Saya Gray enjoys being a bit of a nomad, or “a vagabond”, in her own words. For much of her adult life, the 26-year-old Japanese-Canadian musician hasn’t stayed in one place too long, touring regularly with the likes of Daniel Caesar as a bass player and crafting her own music in Airbnb’s around the world.
“I live very non-committal – I haven’t had a lease in years,” Gray says, Zooming in from her native Toronto. “I have a lot of energy, and the momentum of that suits me.”
But around 2019 and after a particularly gruelling touring stint, Gray reached crisis point. “I was in a really exhausted state,” she says. “I remember being like, ‘Is this all there is?’ It was this internal process of dealing with my mental health and having no home, just living out of a bag. Eventually, it gets to your brain.”
This inner turmoil culminated in Gray’s single, If There’s No Seat In The Sky (Will You Forgive Me???) – the second original song she’s properly released. “I’ve never felt so misunderstood,” she sings delicately on If There’s No Seat… while birds tweet in the background before the song morphs into a cathartic call to arms: “I’m the image of your enemy, a reflection of a friend or a temporary lover.”
“I was struggling with having relationships, being back and forth all the time,” Gray explains. “There’s no grounding, and that’s what the song’s about. Constant movement, internal struggles, and depression, really.”
Gray has been in the biz for over ten years, producing and making music for others, and now she’s ready to release her own debut project, 19 Masters. It’s a folky, experimental and lightly psychedelic body of work that’s bursting with energy, and it’s dropping soon via Dirty Hit – the label that’s also home to Beabadoobee, Rina Sawayama and The 1975.
As you familiarise yourself with the magic of Saya Gray, get your 100% fill below.
10% Where were you born, where were you raised and where are you now based?
I was born and raised in Toronto, I’m a Toronto kid at heart and I’m proud to say it. I now live between Toronto, Japan and the UK.
20% At what point did you realise you’d be able to do what you love for a living?
I’ve been so lucky! My parents are artists and I’ve been gigging since I was 13 or 14. That’s how I made a living. It was never like, “I’m going to do music now.” It was just something I did and money came with it. Once you get to a certain level in Toronto, people want to hire you around the city, like clubs and stuff.
30% Is Toronto a good place to be for emerging musicians?
There’s a lot of funding for the arts, which really helps. There aren’t so many venues anymore, but when I was growing up, there were lots of clubs and so much live music where people would just hear you. It’s all about communities here, movements, and people are all friends within that. It’s similar to London in that way.
40% What’s a piece of advice that changed your life?
Minding your own goddamn business!
50% What kind of artist do you aspire to be?
This question is hard for me. I don’t reference any music because my body doesn’t resonate with that. When you’re writing a song and you want it to sound like something else – that doesn’t work for me.

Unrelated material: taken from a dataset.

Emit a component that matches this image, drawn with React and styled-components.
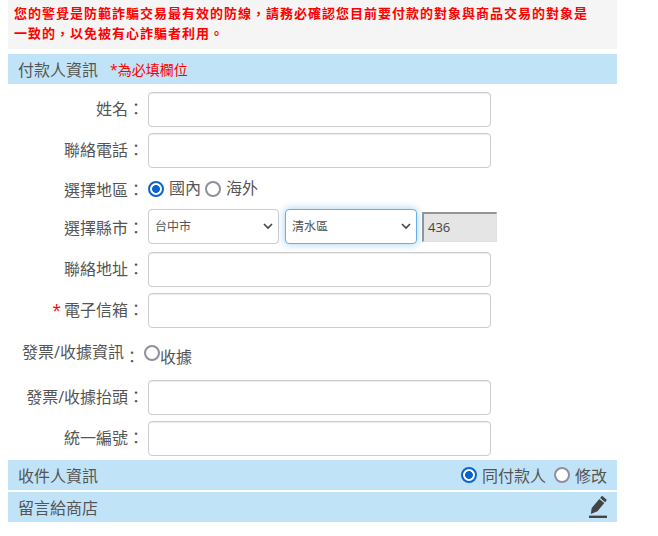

60% What kinds of emotions and experiences influence your work?
I observe a lot. I take a lot from nature and my environment and the vibration of the climate in general. Interviews are hard for me, because when you feel things in your body, it’s difficult to verbalise them. I can probably play instruments better than speaking.

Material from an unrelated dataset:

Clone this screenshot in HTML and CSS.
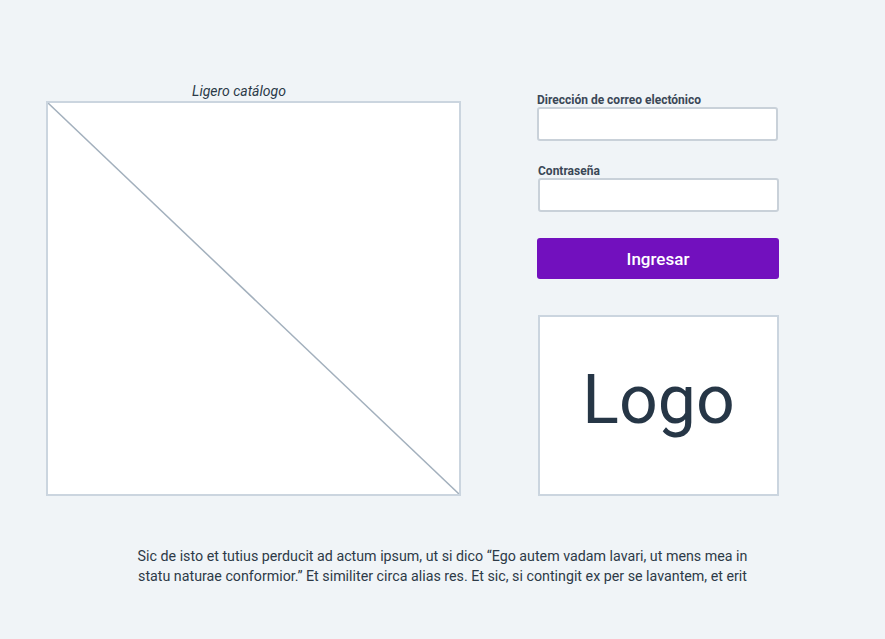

70% If you’re cooking food to impress someone, what will you make?
I secretly really can’t cook, it’s embarrassing. Maybe I’d make mochi balls or something hilariously simple.
80% You rule the world for a day. What went down?

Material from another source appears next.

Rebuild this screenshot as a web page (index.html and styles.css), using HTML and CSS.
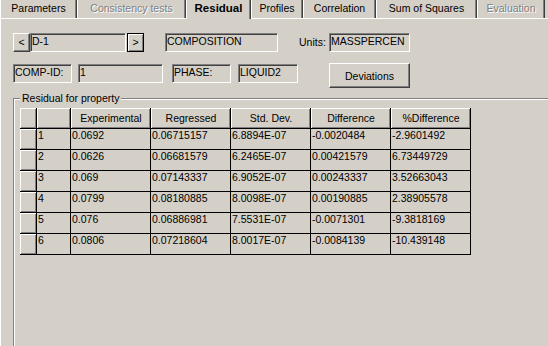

I’d be doing the exact same thing: sitting with my cats. I just take care of cats. At the moment there are two I’m looking after for a friend. I don’t know what my life would be like without them.
90% What’s the strangest DM you’ve ever received?
I’m not really on socials – to me, it’s like the forbidden forest over there. Do not venture! It’s not real life and I can’t get my head around it.
100% How have you evolved creatively over the last couple of years?
I think I’ve gone a bit crazy! There’s a dense frequency in the air and I think a lot of people are figuring out how to internally and externally get through it. I went so insular. Everyone had to, but I was already doing that. Being on my own island has been OK and it’s helped me stay on my own path creatively.